Topic
IC4NOTICE: developerWorks Community will be offline May 29-30, 2015 while we upgrade to the latest version of IBM Connections. For more information, read our upgrade FAQ.
4 replies Latest Post - ‏2013-06-20T22:37:16Z by megalosaurus
megalosaurus
megalosaurus
5 Posts
ACCEPTED ANSWER

Pinned topic Problem with mmchfs -V

‏2013-06-17T14:49:57Z |

I have a large cluster (374 nodes) that I have just upgraded from 3.3 to 3.4.0-21. I have run mmchconfig release=latest and I now have "minReleaseLevel 3.4.0.7." My filesystems are at varying version levels - 9.03, 10.01, and 11.05. I tried running "mmchfs fs01 -V full" on one of the 9.03 filesystems, and it came back with "File system version 12.10 is not supported on 1 nodes in the cluster." I have no clue which node this is or why it is not supported. Is this really telling me that there is exactly one node that doesn't support this, or did it simply stop when it found one node. I have gone through the entire cluster and verified that every node is running version 3.4.0-21. Is there some configuration setting that can cause this?

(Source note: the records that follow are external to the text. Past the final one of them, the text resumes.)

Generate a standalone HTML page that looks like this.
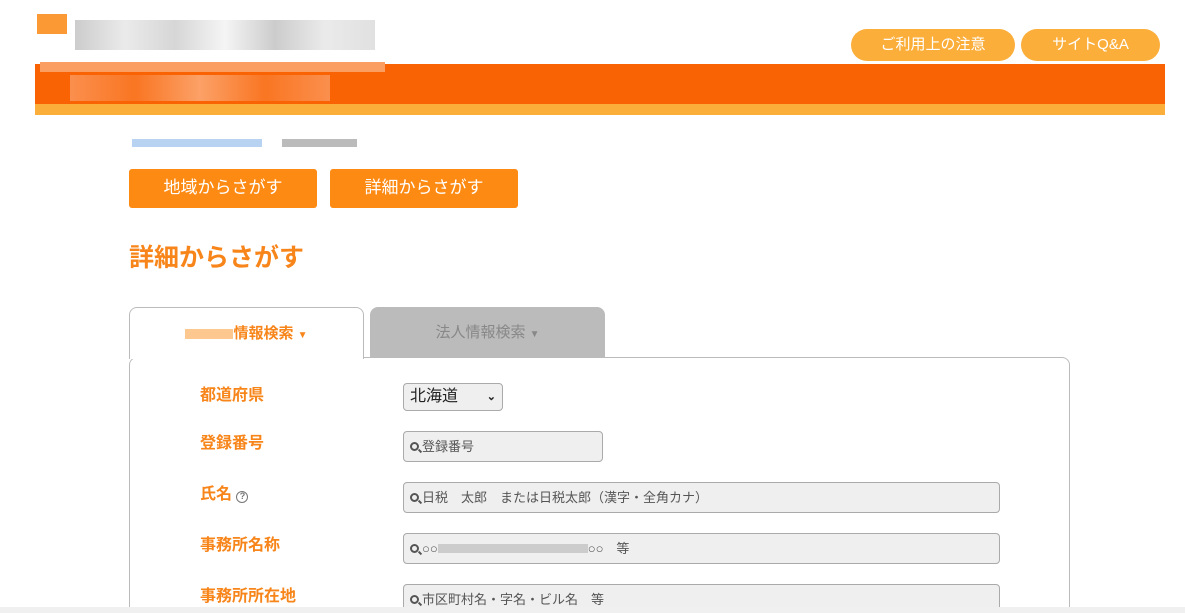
<!DOCTYPE html>
<html style="overflow:hidden;width:1185px;height:613px"><head><meta charset="utf-8"><style>
*{box-sizing:border-box;margin:0;padding:0}
body{width:1185px;height:613px;overflow:hidden;background:#fff;font-family:"Liberation Sans","Noto Sans CJK JP",sans-serif;position:relative}
.a{position:absolute}
.hb{background:#fbae3a;color:#fff;font-size:15px;border-radius:16px;text-align:center;line-height:32px;height:32px;top:29px}
.btn{background:#fc8a13;color:#fff;font-size:17px;border-radius:3px;text-align:center;line-height:37px;height:39px;top:169px;width:188px}
.lab{left:200px;color:#f7851a;font-weight:bold;font-size:16px}
.in{left:403px;border:1px solid #aaa;border-radius:4px;background:#efefef;height:31px;font-size:13px;color:#555;line-height:29px;padding-left:6px}
.in b{display:inline-block;width:9px;height:9px;border:2px solid #555;border-radius:50%;margin-right:3px;position:relative;top:0}
.in b:after{content:"";position:absolute;left:6px;top:6px;width:4px;height:2px;background:#555;transform:rotate(45deg)}
</style></head><body>
<div class="a" style="left:35px;top:64px;width:1130px;height:40px;background:#f96303"></div>
<div class="a" style="left:35px;top:104px;width:1130px;height:11px;background:#fbae3a"></div>
<div class="a" style="left:37px;top:14px;width:30px;height:20px;background:#fb9a35"></div>
<div class="a" style="left:75px;top:20px;width:300px;height:30px;background:linear-gradient(90deg,#aaa,#ddd,#bbb,#eee,#aaa,#ddd,#ccc);opacity:.6"></div>
<div class="a" style="left:40px;top:62px;width:345px;height:10px;background:#fa9e62"></div>
<div class="a" style="left:70px;top:75px;width:260px;height:26px;background:linear-gradient(90deg,#fb9a60,#f97a2a,#fcb080,#f97a2a,#fb9a60);opacity:.8"></div>
<div class="a hb" style="left:851px;width:164px">ご利用上の注意</div>
<div class="a hb" style="left:1021px;width:139px">サイトQ&amp;A</div>
<div class="a" style="left:132px;top:139px;width:130px;height:8px;background:#b8d2f2"></div>
<div class="a" style="left:282px;top:139px;width:75px;height:8px;background:#bbb"></div>
<div class="a btn" style="left:129px">地域からさがす</div>
<div class="a btn" style="left:330px">詳細からさがす</div>
<div class="a" style="left:129px;top:238px;color:#f7851a;font-size:25px;font-weight:bold">詳細からさがす</div>
<div class="a" style="left:129px;top:357px;width:941px;height:270px;border:1px solid #bbb;border-radius:8px"></div>
<div class="a" style="left:129px;top:307px;width:235px;height:52px;border:1px solid #bbb;border-bottom:none;border-radius:8px 8px 0 0;background:#fff;text-align:center;line-height:52px;color:#f7851a;font-weight:bold;font-size:15px"><span style="display:inline-block;width:48px;height:10px;background:#fcc890;vertical-align:middle"></span>情報検索 <span style="font-size:10px">▼</span></div>
<div class="a" style="left:370px;top:307px;width:235px;height:50px;border-radius:8px 8px 0 0;background:#bbb;text-align:center;line-height:52px;color:#888;font-size:15px">法人情報検索 <span style="font-size:10px">▼</span></div>
<div class="a lab" style="top:381px">都道府県</div>
<div class="a lab" style="top:429px">登録番号</div>
<div class="a lab" style="top:480px">氏名 <span style="display:inline-block;width:12px;height:12px;border:1.5px solid #777;border-radius:50%;font-size:9px;color:#777;line-height:9px;text-align:center">?</span></div>
<div class="a lab" style="top:531px">事務所名称</div>
<div class="a lab" style="top:582px">事務所所在地</div>
<div class="a in" style="top:383px;width:100px;height:28px;color:#222;font-size:16px;line-height:26px">北海道 <span style="position:absolute;right:6px;font-size:11px;font-weight:bold">⌄</span></div>
<div class="a in" style="top:431px;width:200px"><b></b>登録番号</div>
<div class="a in" style="top:482px;width:597px"><b></b>日税　太郎　または日税太郎（漢字・全角カナ）</div>
<div class="a in" style="top:533px;width:597px"><b></b>○○<span style="display:inline-block;width:150px;height:9px;background:#ccc"></span>○○　等</div>
<div class="a in" style="top:584px;width:597px"><b></b>市区町村名・字名・ビル名　等</div>
<div class="a" style="left:0;top:607px;width:1185px;height:6px;background:#f0f0f0"></div>
</body></html>
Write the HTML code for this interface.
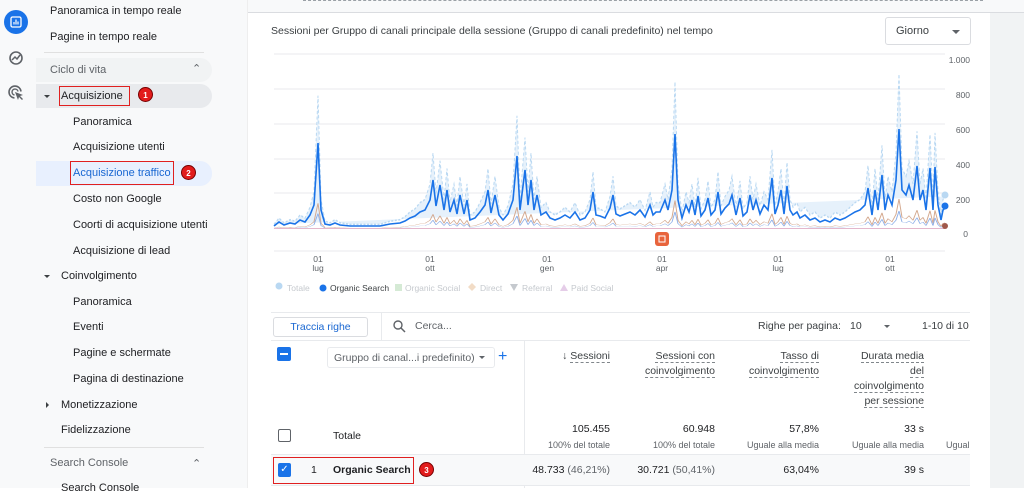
<!DOCTYPE html>
<html><head><meta charset="utf-8"><style>
*{box-sizing:border-box;margin:0;padding:0}
body{width:1024px;height:488px;overflow:hidden;background:#fff;font-family:"Liberation Sans",Arial,sans-serif;color:#202124;position:relative}
.a{position:absolute;white-space:nowrap}
.rail{left:0;top:0;width:36px;height:488px;background:#f8f9fa}
.side{left:36px;top:0;width:212px;height:488px;background:#f8f9fa;border-right:1px solid #eee}
.it{font-size:11px;color:#202124}
.sub{left:73px}
.top{left:61px}
.badge{width:15px;height:15px;border-radius:50%;background:#e21c1c;color:#fff;font-size:8px;font-weight:bold;text-align:center;line-height:15px;border:1px solid #700}
.rb{border:1.5px solid #e02020}
.g{color:#5f6368}
.th{font-size:10.5px;color:#3c4043;text-align:right;line-height:15px}
.th span{border-bottom:1px dashed #80868b}
.n{font-size:10.5px;text-align:right}
.s{font-size:9px;color:#5f6368;text-align:right}
</style></head><body>
<div class="a rail"></div>
<div class="a" style="left:4px;top:10px;width:24px;height:24px;border-radius:50%;background:#1a73e8"></div>
<svg class="a" style="left:10px;top:16px" width="12" height="12"><rect x="1" y="1" width="10" height="10" rx="1.5" fill="none" stroke="#fff" stroke-width="1.3"/><path d="M4 8.5V6M6 8.5V3.5M8 8.5V5.5" stroke="#fff" stroke-width="1.2"/></svg>
<svg class="a" style="left:8px;top:50px" width="16" height="16"><circle cx="8" cy="8" r="6" fill="none" stroke="#5f6368" stroke-width="1.6"/><path d="M4 10l3-3 2 2 3-4" fill="none" stroke="#5f6368" stroke-width="1.5"/></svg>
<svg class="a" style="left:8px;top:85px" width="16" height="16"><path d="M13 6.5A6 6 0 1 0 6.5 13" fill="none" stroke="#5f6368" stroke-width="1.6"/><path d="M10 6.5A3 3 0 1 0 6.5 10" fill="none" stroke="#5f6368" stroke-width="1.4"/><path d="M7 7l8 3-3 1 3 3-1 1-3-3-1 3z" fill="#5f6368"/></svg>
<div class="a side"></div>
<div class="a it" style="left:50px;top:5px">Panoramica in tempo reale</div>
<div class="a it" style="left:50px;top:31px">Pagine in tempo reale</div>
<div class="a" style="left:44px;top:52px;width:160px;height:1px;background:#e0e0e0"></div>
<div class="a" style="left:36px;top:58px;width:176px;height:24px;background:#f1f3f4;border-radius:0 12px 12px 0"></div>
<div class="a it g" style="left:50px;top:64px">Ciclo di vita</div>
<div class="a g" style="left:192px;top:62px;font-size:11px">&#8963;</div>
<div class="a" style="left:36px;top:84px;width:176px;height:24px;background:#e8eaed;border-radius:0 12px 12px 0"></div>
<div class="a" style="left:44px;top:95px;border:3px solid transparent;border-top:3px solid #3c4043"></div>
<div class="a rb" style="left:59px;top:86px;width:71px;height:20px"></div>
<div class="a it top" style="top:90px">Acquisizione</div>
<div class="a badge" style="left:138px;top:87px">1</div>
<div class="a it sub" style="top:116px">Panoramica</div>
<div class="a it sub" style="top:141px">Acquisizione utenti</div>
<div class="a" style="left:36px;top:161px;width:176px;height:25px;background:#e8f0fe;border-radius:0 12px 12px 0"></div>
<div class="a rb" style="left:70px;top:161px;width:104px;height:24px"></div>
<div class="a it sub" style="top:167px;color:#1967d2">Acquisizione traffico</div>
<div class="a badge" style="left:181px;top:165px">2</div>
<div class="a it sub" style="top:193px">Costo non Google</div>
<div class="a it sub" style="top:219px">Coorti di acquisizione utenti</div>
<div class="a it sub" style="top:245px">Acquisizione di lead</div>
<div class="a" style="left:44px;top:275px;border:3px solid transparent;border-top:3px solid #3c4043"></div>
<div class="a it top" style="top:270px">Coinvolgimento</div>
<div class="a it sub" style="top:296px">Panoramica</div>
<div class="a it sub" style="top:321px">Eventi</div>
<div class="a it sub" style="top:347px">Pagine e schermate</div>
<div class="a it sub" style="top:373px">Pagina di destinazione</div>
<div class="a" style="left:46px;top:402px;border:3px solid transparent;border-left:3px solid #3c4043"></div>
<div class="a it top" style="top:399px">Monetizzazione</div>
<div class="a it top" style="top:424px">Fidelizzazione</div>
<div class="a" style="left:44px;top:447px;width:160px;height:1px;background:#e0e0e0"></div>
<div class="a it g" style="left:50px;top:457px">Search Console</div>
<div class="a g" style="left:192px;top:457px;font-size:11px">&#8963;</div>
<div class="a it" style="left:61px;top:482px">Search Console</div>

<div class="a" style="left:248px;top:0;width:776px;height:13px;background:#f8f9fa;border-bottom:1px solid #dadce0"></div>
<div class="a" style="left:303px;top:0;width:680px;border-top:1px dashed #9aa0a6"></div>
<div class="a" style="left:990px;top:13px;width:34px;height:475px;background:#f1f3f4"></div>
<div class="a" style="left:271px;top:25px;font-size:10.5px;color:#3c4043">Sessioni per Gruppo di canali principale della sessione (Gruppo di canali predefinito) nel tempo</div>
<div class="a" style="left:885px;top:17px;width:86px;height:28px;border:1px solid #dadce0;border-radius:3px"></div>
<div class="a" style="left:896px;top:25px;font-size:11px;color:#3c4043">Giorno</div>
<div class="a" style="left:952px;top:30px;border:4px solid transparent;border-top:4px solid #5f6368"></div>

<svg class="a" style="left:0;top:0" width="1024" height="300">
<g stroke="#e8eaed" stroke-width="1"><line x1="274" x2="945" y1="54" y2="54"/><line x1="274" x2="945" y1="89" y2="89"/><line x1="274" x2="945" y1="124" y2="124"/><line x1="274" x2="945" y1="159" y2="159"/><line x1="274" x2="945" y1="193" y2="193"/><line x1="274" x2="945" y1="251" y2="251"/></g>
<g font-size="8.5" fill="#5f6368" text-anchor="end" font-family="Liberation Sans"><text x="970" y="63">1.000</text><text x="970" y="98">800</text><text x="970" y="133">600</text><text x="970" y="168">400</text><text x="970" y="203">200</text><text x="968" y="237">0</text></g>
<defs><polyline id="L" points="274,226 279,222 284,225 290,223 295,224 300,220 305,222 310,215 314,205 318,143 321,210 325,224 330,225 335,223 340,225 350,226 360,226 370,226 380,226 390,224 400,223 405,221 410,218 415,216 420,212 425,210 430,200 433,180 436,206 440,185 444,210 447,190 450,212 454,200 457,214 460,195 464,214 467,200 470,220 475,218 480,212 485,205 488,190 491,213 495,195 499,215 503,220 508,214 513,200 517,156 520,210 525,170 528,205 531,180 534,210 537,195 541,215 546,212 550,218 555,220 560,218 565,215 570,218 575,212 580,220 585,218 590,210 593,192 596,215 600,216 605,218 610,208 613,195 616,214 620,216 625,214 630,212 635,215 640,210 645,217 650,205 653,215 656,212 660,212 665,200 668,210 672,190 675,134 678,200 682,218 686,205 689,212 692,200 695,215 698,196 701,216 705,210 708,198 711,215 715,210 718,192 721,214 725,208 729,204 732,195 736,215 740,198 743,216 747,212 750,195 753,210 756,200 760,214 764,205 768,210 772,178 775,214 778,205 781,190 784,214 787,186 790,210 793,215 797,212 800,218 805,215 810,220 815,218 820,222 825,220 830,222 835,218 840,220 845,218 850,215 855,212 860,210 865,205 868,188 872,215 875,190 878,210 882,175 885,210 888,195 892,205 896,180 899,129 902,190 906,195 909,185 913,200 917,166 920,200 923,190 926,210 930,168 933,210 935,167 938,205 941,220 943,210 945,208"/></defs>
<g transform="translate(0,229) scale(1,1.55) translate(0,-229)"><use href="#L" fill="#e6f1fb" stroke="#b9d8f2" stroke-width="1" stroke-dasharray="2 1.5" vector-effect="non-scaling-stroke"/></g>
<g transform="translate(0,229) scale(1,0.3) translate(0,-229)"><use href="#L" fill="none" stroke="#d4a98f" stroke-width="1" vector-effect="non-scaling-stroke"/></g>
<g transform="translate(0,229) scale(1,0.18) translate(0,-229)"><use href="#L" fill="none" stroke="#8fb0e8" stroke-width="1" vector-effect="non-scaling-stroke"/></g>
<line x1="274" x2="945" y1="228.5" y2="228.5" stroke="#e3b7cc" stroke-width="1"/>
<use href="#L" fill="none" stroke="#1a73e8" stroke-width="1.6"/>
<circle cx="945" cy="195" r="3.5" fill="#b9d8f2"/><circle cx="945" cy="206" r="3.5" fill="#1a73e8"/><circle cx="945" cy="226" r="3" fill="#a0584a"/>
<rect x="655" y="232" width="14" height="14" rx="3" fill="#e8643c"/><rect x="659" y="236" width="6" height="6" fill="none" stroke="#fff" stroke-width="1"/>
<g font-size="8.5" fill="#5f6368" text-anchor="middle" font-family="Liberation Sans"><text x="318" y="262">01</text><text x="318" y="271">lug</text><text x="430" y="262">01</text><text x="430" y="271">ott</text><text x="547" y="262">01</text><text x="547" y="271">gen</text><text x="662" y="262">01</text><text x="662" y="271">apr</text><text x="778" y="262">01</text><text x="778" y="271">lug</text><text x="890" y="262">01</text><text x="890" y="271">ott</text></g>
<g font-size="8.5" font-family="Liberation Sans" fill="#c5c9ce"><circle cx="279" cy="286" r="3.5" fill="#b9d8f2"/><text x="287" y="291">Totale</text><circle cx="323" cy="288" r="3.5" fill="#1a73e8"/><text x="330" y="291" fill="#3c4043">Organic Search</text><rect x="395" y="284" width="7" height="7" fill="#d5ead5"/><text x="405" y="291">Organic Social</text><path d="M472 283l4 4-4 4-4-4z" fill="#f2dcc6"/><text x="480" y="291">Direct</text><path d="M510 284h8l-4 7z" fill="#c5c9ce"/><text x="522" y="291">Referral</text><path d="M560 291h8l-4-7z" fill="#e5cde8"/><text x="571" y="291">Paid Social</text></g>
</svg>

<div class="a" style="left:271px;top:312px;width:699px;height:1px;background:#e8eaed"></div>
<div class="a" style="left:273px;top:317px;width:95px;height:20px;border:1px solid #dadce0;border-radius:3px;font-size:10.5px;color:#1967d2;text-align:center;line-height:18px">Traccia righe</div>
<div class="a" style="left:381px;top:313px;width:1px;height:27px;background:#e8eaed"></div>
<svg class="a" style="left:393px;top:320px" width="13" height="13"><circle cx="5" cy="5" r="4" fill="none" stroke="#5f6368" stroke-width="1.4"/><path d="M8 8l4 4" stroke="#5f6368" stroke-width="1.5"/></svg>
<div class="a" style="left:415px;top:320px;font-size:10.5px;color:#5f6368">Cerca...</div>
<div class="a" style="left:758px;top:320px;font-size:10.5px;color:#3c4043">Righe per pagina:</div>
<div class="a" style="left:850px;top:320px;font-size:10.5px;color:#3c4043">10</div>
<div class="a" style="left:884px;top:325px;border:3.5px solid transparent;border-top:3.5px solid #5f6368"></div>
<div class="a" style="left:922px;top:320px;font-size:10.5px;color:#3c4043">1-10 di 10</div>
<div class="a" style="left:271px;top:340px;width:699px;height:1px;background:#e8eaed"></div>
<div class="a" style="left:524px;top:341px;width:1px;height:147px;background:#e8eaed"></div>
<div class="a" style="left:277px;top:347px;width:14px;height:14px;background:#1a73e8;border-radius:2px"></div>
<div class="a" style="left:280px;top:353px;width:8px;height:2px;background:#fff"></div>
<div class="a" style="left:327px;top:347px;width:168px;height:21px;border:1px solid #e8eaed;border-radius:3px;font-size:10.5px;color:#5f6368;padding:4px 6px">Gruppo di canal...i predefinito)</div>
<div class="a" style="left:479px;top:356px;border:3px solid transparent;border-top:3px solid #5f6368"></div>
<div class="a" style="left:498px;top:348px;font-size:16px;color:#1a73e8">+</div>
<div class="a th" style="left:540px;top:349px;width:70px"><b style="font-weight:normal">&#8595;</b> <span>Sessioni</span></div>
<div class="a th" style="left:625px;top:349px;width:90px"><span>Sessioni con</span><br><span>coinvolgimento</span></div>
<div class="a th" style="left:730px;top:349px;width:89px"><span>Tasso di</span><br><span>coinvolgimento</span></div>
<div class="a th" style="left:835px;top:349px;width:89px"><span>Durata media</span><br><span>del</span><br><span>coinvolgimento</span><br><span>per sessione</span></div>
<div class="a" style="left:278px;top:429px;width:13px;height:13px;border:1.5px solid #5f6368;border-radius:2px"></div>
<div class="a" style="left:333px;top:430px;font-size:10.5px">Totale</div>
<div class="a n" style="left:540px;top:423px;width:70px">105.455</div>
<div class="a s" style="left:520px;top:440px;width:90px">100% del totale</div>
<div class="a n" style="left:640px;top:423px;width:75px">60.948</div>
<div class="a s" style="left:625px;top:440px;width:90px">100% del totale</div>
<div class="a n" style="left:740px;top:423px;width:79px">57,8%</div>
<div class="a s" style="left:720px;top:440px;width:99px">Uguale alla media</div>
<div class="a n" style="left:850px;top:423px;width:74px">33 s</div>
<div class="a s" style="left:825px;top:440px;width:99px">Uguale alla media</div>
<div class="a s" style="left:946px;top:440px;text-align:left">Ugual</div>
<div class="a" style="left:271px;top:454px;width:699px;height:1px;background:#e8eaed"></div>
<div class="a" style="left:271px;top:455px;width:699px;height:30px;background:#f8f9fa"></div>
<div class="a" style="left:271px;top:485px;width:699px;height:1px;background:#e8eaed"></div>
<div class="a rb" style="left:273px;top:457px;width:141px;height:27px"></div>
<div class="a" style="left:278px;top:463px;width:13px;height:14px;background:#1a73e8;border-radius:2px;color:#fff;font-size:10px;text-align:center;line-height:14px">&#10003;</div>
<div class="a" style="left:311px;top:464px;font-size:10.5px">1</div>
<div class="a" style="left:333px;top:464px;font-size:10.5px;font-weight:bold">Organic Search</div>
<div class="a badge" style="left:419px;top:462px">3</div>
<div class="a n" style="left:520px;top:464px;width:90px">48.733 <span style="color:#5f6368">(46,21%)</span></div>
<div class="a n" style="left:620px;top:464px;width:95px">30.721 <span style="color:#5f6368">(50,41%)</span></div>
<div class="a n" style="left:740px;top:464px;width:79px">63,04%</div>
<div class="a n" style="left:850px;top:464px;width:74px">39 s</div>
</body></html>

Upgrading to 3.5 is not an option at this time as I still have several 32-bit nodes.

  • dlmcnabb
    dlmcnabb
    1012 Posts
    ACCEPTED ANSWER

    Re: Problem with mmchfs -V

    ‏2013-06-17T15:18:07Z  in response to megalosaurus

    On the Cluster Manager node (mmlsmgr) get the output from "mmfsadm dump tscomm". In the connection table there is a version column. Make sure all the nodes are running the upgraded version. It may have been installed, but the daemon may not have been restarted.

    • megalosaurus
      megalosaurus
      5 Posts
      ACCEPTED ANSWER

      Re: Problem with mmchfs -V

      ‏2013-06-17T17:07:24Z  in response to dlmcnabb

      This gets even more interesting. Over the last couple weeks, I've removed several old nodes from the cluster. These still show up in the connection table. One of these nodes had been dead with a hardware problem since before I began the 3.4 upgrade. This one is still in the connections table with a version number of 1113. I presume this is the one that is causing my problem. Should I be worried about the deleted nodes that are still in the table? And what can I do about this one that is blocking the mmchfs command?

      thanks

      • dlmcnabb
        dlmcnabb
        1012 Posts
        ACCEPTED ANSWER

        Re: Problem with mmchfs -V

        ‏2013-06-19T05:44:26Z  in response to megalosaurus

        Entries in the connection table are never removed. If there is no socket for the old node, then it does not matter. If it is not connected to the Cluster Manager node, then it cannot be part of the cluster.

        Possibly the mmsdrfs file has that node marked as having an old version of the code. If mmchconfig release=LATEST cannot contact that node, it will not update the mmsdrfs version and mmchfs -V may be prevented.

        • megalosaurus
          megalosaurus
          5 Posts
          ACCEPTED ANSWER

          Re: Problem with mmchfs -V

          ‏2013-06-20T22:37:16Z  in response to dlmcnabb

          I found that for any filesystem, it appears to check the filesystem manager node for that filesystem, and if there is any entry in the connections  table that shows an old version, it won't let you do the mmchfs. I restarted GPFS on the filesystem manager nodes (also threw in a reboot while I was at it, but I don't think that was needed), and then all the broken connections went away on those nodes. Once all the filesystems were being managed by nodes that didn't have that bad connection entry, I was able to run mmchfs on them.